SEDA versus TPC is fundamentally another threads-versus-events discussion. Threads are great because they are well-known and understood entities of operating systems, are general purpose primitives for any kind of parallelism and are mandatory for exploiting true CPU concurrency. Threads are terrible because the nondeterministic preemptive scheduling of multi-threaded code leads to a lack of understandability and predictability, rendering a reasonable execution analysis of concurrent code virtually impossible. Events are great because having a single-threaded event loop that waits for events to invoke handlers using a deterministic callback mechanism provides a straightforward parallelism model that is easier to reason about. Events are terrible because of development overhead of large cascading chains and the need to manually handle the recovery of state between callback rather than putting state on the stack. Threads suffer from deadlocks and livelocks while events have long running CPU-bound callbacks, blocking and non-yielding callbacks. In other words, programming is hard, the answer is always “it depends” and blogs like this don’t help.
SEDA, staged event-driven architecture, is a framework for highly concurrent server applications that combines event-based and thread-based models. It allows developers to break their logic into a series of stages with each stage having a small and dynamically-sized thread pool to process incoming events and then pass these events to other stages. Dynamic resource throttling allows for the system to adapt to overload by controlling scheduling and resource allocation of these modular components. Breaking down a complex, event-driven process into a series of well-defined, debuggable, reusable modules to develop concurrent applications is a Very Good Thing ™. So why change? I feel better letting Matt Welsh describe what he feels like he would do differently today. Basically, 1999 was in the before time: linux threads didn’t scale, multi-core servers were rare and web pages were static. The issue was scalability, not latency. The single-threaded event-loop model fits for mostly I/O-bound applications, but it’s very difficult out of the box to take advantage of real CPU concurrency and utilize multiple cores. Garbage collection was always an issue so its not surprising that most implementation suffer from longer time to safepoint than you want in a low latency application.
Matt Welsh is certainly guilty of failing to optimize for things that didn’t exist at the time, but where does that leave us with Cassandra?

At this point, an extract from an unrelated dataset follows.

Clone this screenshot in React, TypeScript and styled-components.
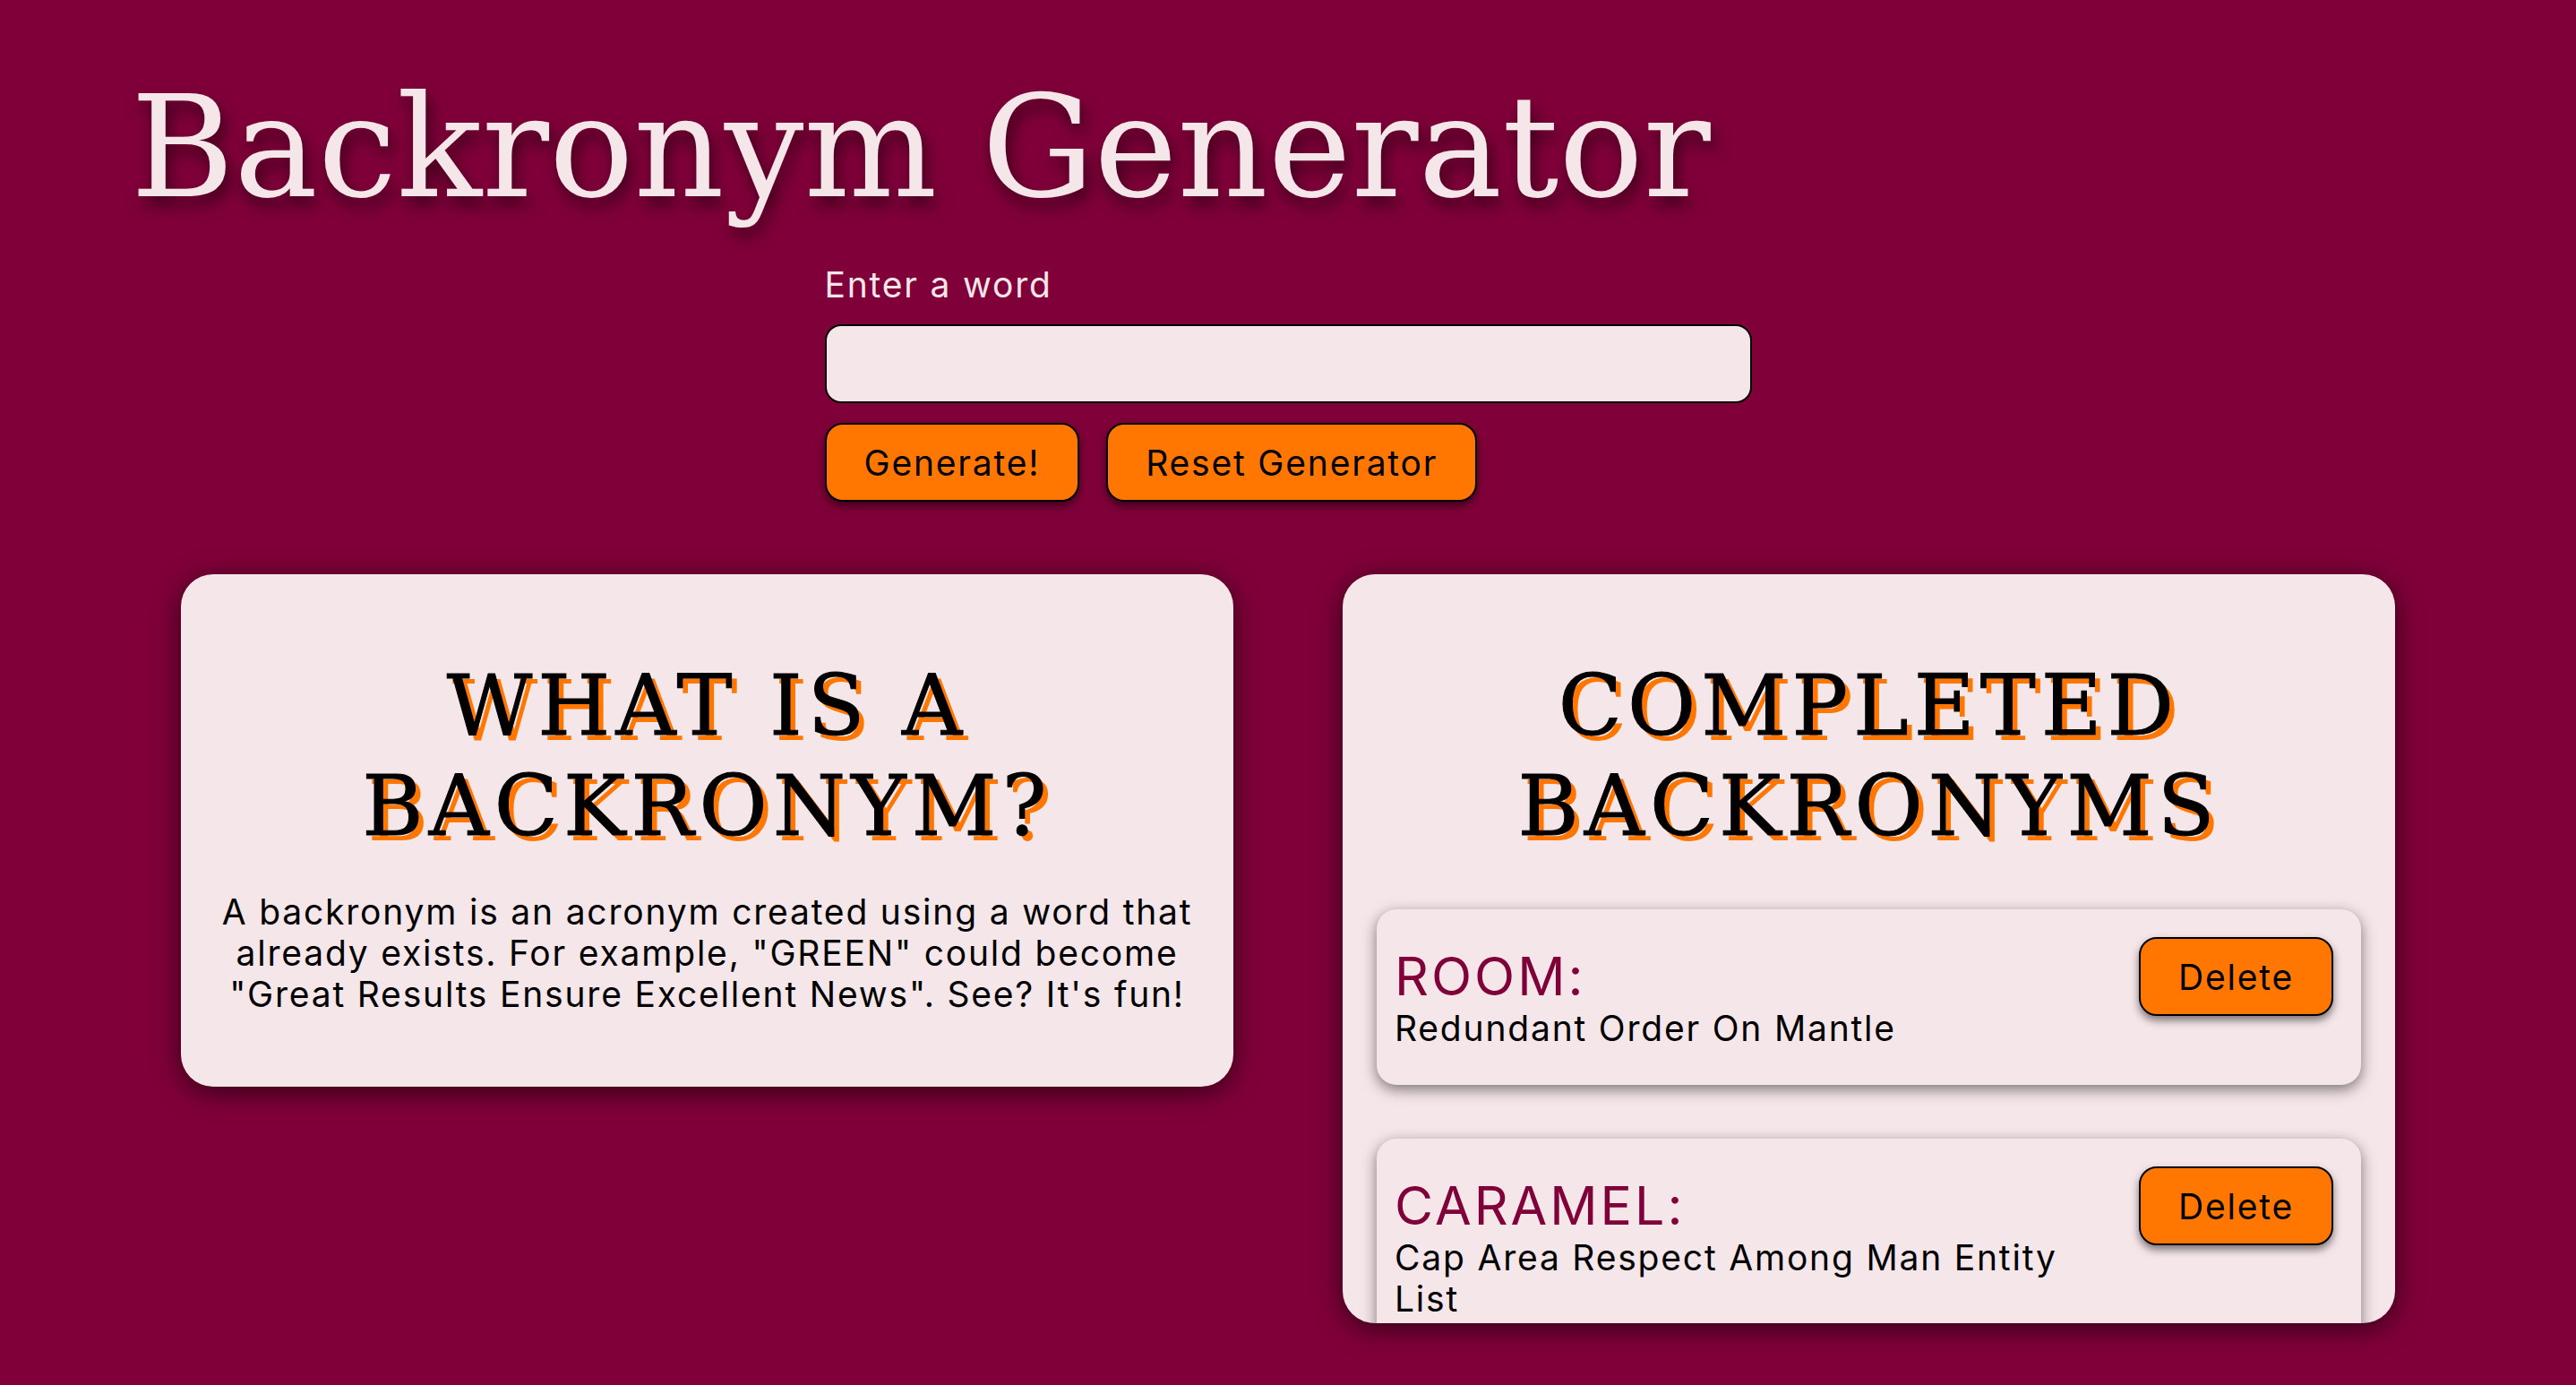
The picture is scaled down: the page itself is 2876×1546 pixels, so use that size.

Benedict Elliot Smith suggested that moving from SEDA to thread per core architecture would solve a wide range of performance problems. About two years later, Aleksey Yeschenko created the CASSANDRA-10989 JIRA meta-ticket to track all of the changes that would be needed for such a major architectural overhaul. Essentially, under a TPC architecture, each CPU core becomes a logical shared-nothing instance of Cassandra and each thread pinned to that core would have a single event loop tasked with serving requests as well as scheduling and maintenance duties. Since the SEDA architecture was not broken, what was this thread per core model supposed to provide? The classic events-versus-threads argument in this case boils down to events driven architecture can’t easily handle multi-core CPUs (which is critical to performance) while it’s very easy to do multi-threaded code wrong (which is critical to not being wrong).
The key here is that we are actually talking about a single thread model; we are agreeing that multi-threaded code is hard. We’re just doing a lot of single thread instances in an asynchronous distributed network and relying on Paxos to deliver the (tunably) correct answer to the client. Each instance is just responsible for processing a slice of data on the node. Once you aren’t trying to accomplish synchronization in a multithreaded environment, you aren’t doing compare and swap operations. No race conditions. More efficient and debuggable code. And particular to Cassandra, it’s easier to move non-concurrent data structures off-heap. In Cassandra’s use case where it makes sense to keep a lot of data around without running into a stop-the-world garbage collection scenario, making it easier and faster to move objects off-heap is worthwhile. In particular, key cache, row cache, page cache and memtable can be kept offheap thereby taking the objects in the read path out of bounds for garbage collection. Speaking of garbage collection, fewer threads means fewer roots. Since we have fewer threads we have fewer context-switches and thereby fewer cache misses.
In 1995, John Ousterhout published the influential Why Threads are Bad, which strongly influenced the threads-vs-events debate. At the end of the paper he cautioned to “Only use threads where true CPU concurrency is needed”. Agreed.